If filmmaking is a democracy, he offers, SPI can be the Congress. Or to present another analogy, Majors mentions a scene from the “Sidney” documentary where Poitier explains the culture shock he felt after moving from the Bahamas, where everyone was Black, to the U.S.
“I think the biggest thing we can do is help them move from the islands,” Majors says. “We’re here in the initial stages, to help them transfer to the industry, to the mainland and help them translate what’s going on and be there for them to ask the questions.”
On a macro scale, though, forming this collective mirrors the work Poitier and Harry Belafonte did in their time, talking about the injustice of the caste system in Hollywood.
“There is an impulse in Sidney, Harry, myself and all the people who joined to shake up the entertainment structure as it’s been, because there’s a long way to go,” Majors says. “Sidney and Harry joked among themselves that if the world was operating in the way that it was supposed to operate with diversity — casting real-life individuals and telling real-life stories truthfully — there’d be 15 Sidney Poitiers and 12 Harry Belafontes. This mission is to break the idea that there can only be one.”
And Majors fully understands that the stakes are high.

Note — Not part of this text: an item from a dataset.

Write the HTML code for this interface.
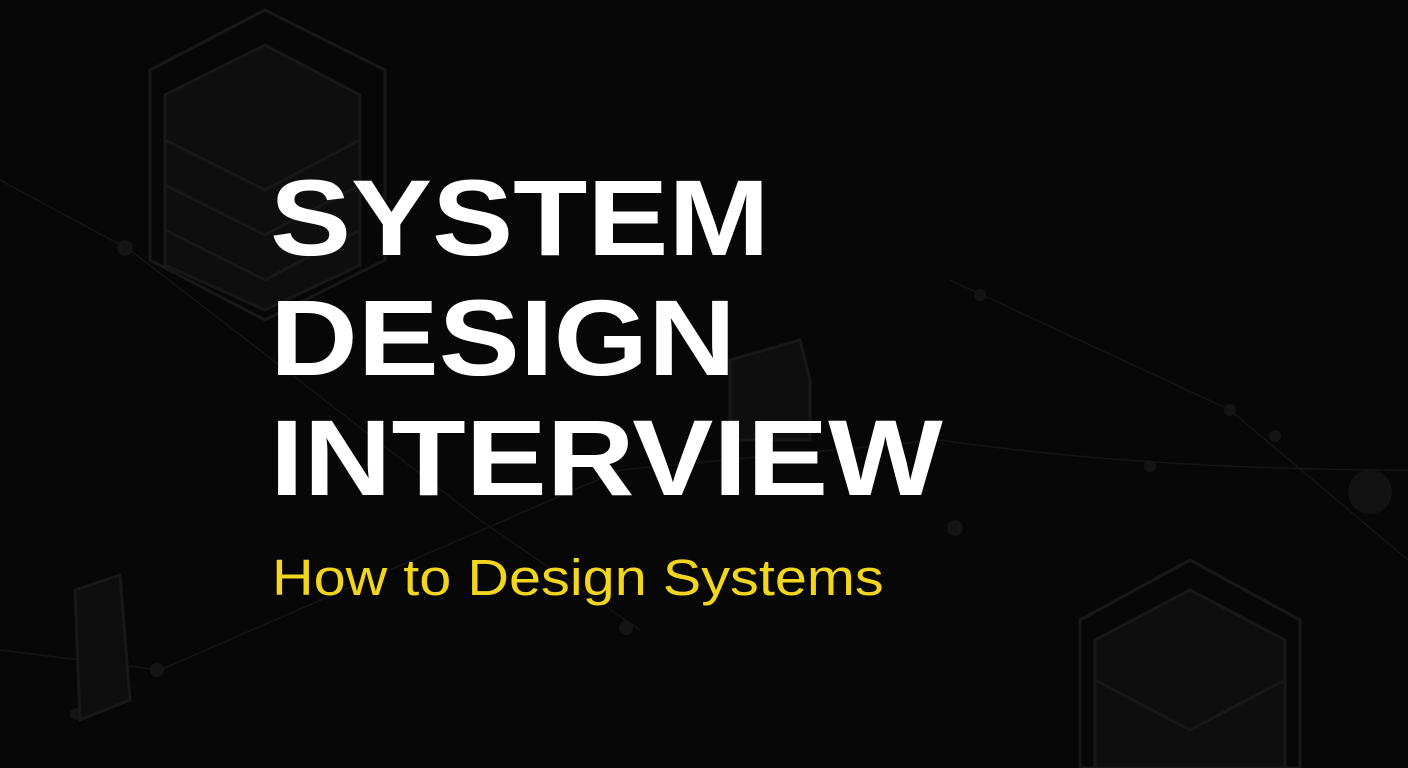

“Reputation is the something that Black artists and marginalized artists can’t get cavalier with, and Sidney was anything but cavalier about his name and his work,” he notes. “I don’t think he set out to leave a legacy as much as he set out to make an impression. He was so brilliant that the legacy was a byproduct of his existence. Now to push the legacy forward, to humbly build upon it, is everything.”